Seperti di Riau, ratusan hektar hutan diprovinsi yang kaya akan sumber alam itu telah hangus terbakar dilalap api. hal ini tentu tanpa sebab musabab, sebab tidak mungkin ratusan hektar hutan dapat terbakar dengan sendirinya tanpa ada yang sengaja membakar. Selain itu, kebakaran juga selalu saja berulang-ulang terjadi. Artinya, Kabut asap yang menyiksa tersebut tak dapat dikatakan sebagai bancana alam semata melainkan sekaligus kejahatan yang terstruktur dan sistematis. Kebakaran hutan seperti ini sudah pasti disengaja dan direncanakan.

Satu hal yang kiranya jelas bahwa bencana yang dilukiskan diatas adalah suatu situasi kritis. Situasi dimana terdapat jurang yang menganga antara apa yang nyata ada (das sein) dengan apa yang seharusnya ada (das sollen) di Sumatra dan Kalimantan. disadari ataupun tidak, hal ini merupakan penggambaran dari penanganan bencana kabut asap yang tak pernah padam.

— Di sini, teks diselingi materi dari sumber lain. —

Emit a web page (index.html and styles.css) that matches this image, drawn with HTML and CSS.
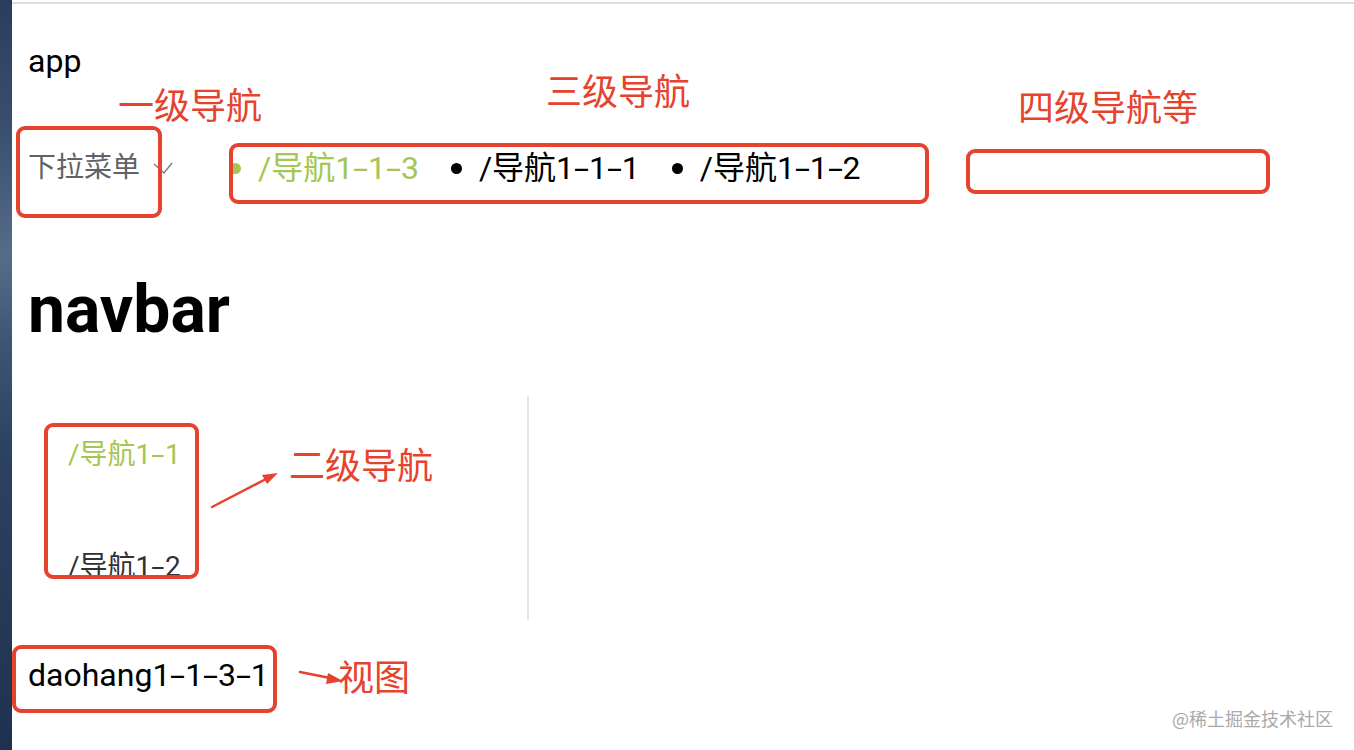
FILE: index.html
```html
<!DOCTYPE html>
<html lang="zh-CN">
<head>
<meta charset="utf-8">
<title>navbar</title>
<link rel="stylesheet" href="styles.css">
</head>
<body>
<div class="screen">
  <div class="desk-strip"></div>
  <div class="window">
    <div class="app-title">app</div>
    <div class="top-row">
      <div class="dropdown">
        <span class="dropdown-label">下拉菜单</span>
        <svg class="chevron" width="22" height="14" viewBox="0 0 22 14"><polyline points="2,3 12,12 20,2" fill="none" stroke="#7a7c80" stroke-width="1.4"/></svg>
      </div>
      <ul class="third-nav">
        <li class="third-item active"><span class="dot"></span><span>/导航1<span class="dash">-</span>1<span class="dash">-</span>3</span></li>
        <li class="third-item"><span class="dot"></span><span>/导航1<span class="dash">-</span>1<span class="dash">-</span>1</span></li>
        <li class="third-item"><span class="dot"></span><span>/导航1<span class="dash">-</span>1<span class="dash">-</span>2</span></li>
      </ul>
    </div>
    <h1 class="navbar-title">navbar</h1>
    <ul class="side-menu">
      <li class="menu-item active">/导航1<span class="dash">-</span>1</li>
      <li class="menu-item">/导航1<span class="dash">-</span>2</li>
    </ul>
    <div class="view">daohang1<span class="dash">-</span>1<span class="dash">-</span>3<span class="dash">-</span>1</div>
  </div>
</div>

<div class="mark box1"></div>
<div class="mark box2"></div>
<div class="mark box3"></div>
<div class="mark box4"></div>
<div class="mark box5"></div>

<div class="label label1">一级导航</div>
<div class="label label2">三级导航</div>
<div class="label label3">四级导航等</div>
<div class="label label4">二级导航</div>
<div class="label label5">视图</div>

<svg class="arrows" width="1354" height="750" viewBox="0 0 1354 750">
  <line x1="212" y1="507" x2="266" y2="479" stroke="#e5432e" stroke-width="2.5" stroke-linecap="round"/>
  <polygon points="278,473 262,475 267,484" fill="#e5432e"/>
  <line x1="300" y1="672" x2="330" y2="678" stroke="#e5432e" stroke-width="2.5" stroke-linecap="round"/>
  <polygon points="343,681 328,673 326,684" fill="#e5432e"/>
</svg>

<div class="watermark">@稀土掘金技术社区</div>
</body>
</html>
```

FILE: styles.css
```css
html, body {
  margin: 0;
  padding: 0;
  background: #ffffff;
}

body {
  font-family: Roboto, "Noto Sans CJK SC", sans-serif;
  color: #000;
  width: 1354px;
  height: 750px;
  overflow: hidden;
  position: relative;
}

.screen {
  display: flex;
  height: 750px;
}

.desk-strip {
  width: 12px;
  flex: none;
  background: linear-gradient(to bottom, #2b3d5c 0%, #3a5070 18%, #566d8a 34%, #3d5473 46%, #2c4262 60%, #263a58 80%, #1f3150 100%);
}

.window {
  flex: 1;
  margin-top: 2px;
  border-top: 2px solid #dedede;
  padding-left: 16px;
  display: flex;
  flex-direction: column;
}

.dash {
  display: inline-block;
  margin: 0 3px;
  transform: scaleX(1.7);
}

.app-title {
  margin-top: 39px;
  font-size: 32px;
  line-height: 37px;
  height: 37px;
}

.top-row {
  margin-top: 58px;
  height: 60px;
  display: flex;
  align-items: center;
}

.dropdown {
  display: flex;
  align-items: center;
  color: #606266;
  font-size: 28px;
  line-height: 40px;
}

.dropdown-label {
  display: block;
}

.chevron {
  margin-left: 12px;
  display: block;
}

.third-nav {
  list-style: none;
  margin: 0 0 0 56px;
  padding: 0;
  display: flex;
  align-items: center;
  gap: 32px;
  font-size: 32px;
  line-height: 40px;
}

.third-item {
  display: flex;
  align-items: center;
  color: #000;
}

.third-item .dot {
  width: 11px;
  height: 11px;
  border-radius: 50%;
  background: currentColor;
  margin-right: 17px;
  flex: none;
}

.third-item.active {
  color: #a5c653;
}

.navbar-title {
  margin: 74px 0 0 0;
  font-size: 66px;
  font-weight: 700;
  line-height: 76px;
  height: 76px;
}

.side-menu {
  list-style: none;
  margin: 48px 0 0 0;
  padding: 0;
  width: 499px;
  border-right: 2px solid #e6e6e6;
}

.menu-item {
  height: 112px;
  box-sizing: border-box;
  padding-top: 6px;
  line-height: 106px;
  padding-left: 40px;
  font-size: 28px;
  color: #303133;
}

.menu-item.active {
  color: #a5c653;
}

.view {
  margin-top: 37px;
  font-size: 32px;
  line-height: 37px;
}

.mark {
  position: absolute;
  border: 4px solid #e5432e;
  border-radius: 9px;
  box-sizing: border-box;
}

.box1 { left: 16px; top: 126px; width: 146px; height: 92px; }
.box2 { left: 229px; top: 143px; width: 700px; height: 61px; }
.box3 { left: 966px; top: 149px; width: 304px; height: 45px; }
.box4 { left: 44px; top: 423px; width: 155px; height: 156px; }
.box5 { left: 12px; top: 645px; width: 265px; height: 68px; }

.label {
  position: absolute;
  color: #e5432e;
  font-family: "Noto Sans CJK SC", sans-serif;
  font-size: 36px;
  line-height: 36px;
  white-space: nowrap;
}

.label1 { left: 118px; top: 85px; }
.label2 { left: 546px; top: 71px; }
.label3 { left: 1018px; top: 87px; }
.label4 { left: 289px; top: 445px; }
.label5 { left: 338px; top: 657px; }

.arrows {
  position: absolute;
  left: 0;
  top: 0;
  pointer-events: none;
}

.watermark {
  position: absolute;
  left: 1172px;
  top: 709px;
  font-size: 18px;
  line-height: 18px;
  color: #a9a9a9;
  font-family: "Noto Sans CJK SC", sans-serif;
  white-space: nowrap;
}
```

Padahal pijakan hukum untuk menyelesaikan masalah ini sangat jelas. Pertama, UU No 41 tahun 1999 tentang kehutanan. Dalam pasal 50 huruf D disebutkan bahwa setiap orang dilarang untuk membakar hutan dengan alasan apapun. Kemudian pada pasal 78 disebutkan para pembakar hutan bisa dipenjara maksimal 15 tahun penjara dan denda maksimal Rp 5 milyar.

UU berikutnya ialah UU No 18 tahun 2004 tentang perkebunan. pada pasal 8 ayat (1) menyebutkan bahwa bila dengan sengaja membuka dan atau mengelola lahan dengan cara pembakaran yang berakibat pencemaran dan kerusakan fungsi lingkungan hidup maka para  pelaku bisa dikenakan kurungan maksimal 10 tahun serta denda maksimal Rp 10 milyar. Terakhir ialah UU No 32 tahun 2009 tentang perlindungan dan pengelolaan lingkungan hidup. pada pasal 108 UU tersebut disebutkan bahwa melakukan pembukaan lahan dengan cara membakar akan diancam pidana minimal tiga tahun dan denda minimal Rp 3 milyar.

Bukan hanya itu, terdapat beberapa hal yang secara tidak langsung dapat dikategorikan sebagai penindasan kemanusiaan. Udara tak lagi layak hirup, pekerjaan sehari-hari dihentikan, pendidikan selalu diliburkan dan kebutuhan sehari-hari pun tak dapat dipenuhi dengan baik. Kenyataan ini menunjukkan bagaimana masyarakat tertindas di tanah air nya sendiri. Oleh karna itu, pelaku pembakar hutan tidak hanya patut disebut sebagai pelanggar undang-undang melainkan juga penindas yang menggerogoti nilai-nilai kemanusiaan.

Mirisnya, hukum serta alasan-alasan diatas belum membuat pemerintah tergugah untuk sigap dan serius. Buktinya, kebakaran masih terus berlanjut dan kabut asap masih senantiasa menyelimuti. Bagaimanapun alasannya, yang harus diingat bahwa semakin lamban pemerintah menyelesaikan masalah ini maka semakin banyak pula korban yang berjatuhan. Artinya, sedikit atau banyaknya korban akan ditentukan oleh cepat atau tidaknya pemerintah bergerak. Disinilah fungsi utama pemerintah bagi masyarakat. Mereka yang menjadi korban kabut asap hanya membutuhukan kembalinya kehidupan normal mereka yakni kebakaran dan asap pergi dan tidak terulang lagi dimasa yang akan datang.


*Penulis adalah Aktifis HMI Ciputat, Penggiat Kajian PIUSH serta Anggota Serumpun Mahahasiswa Riau (SEMARI Banten).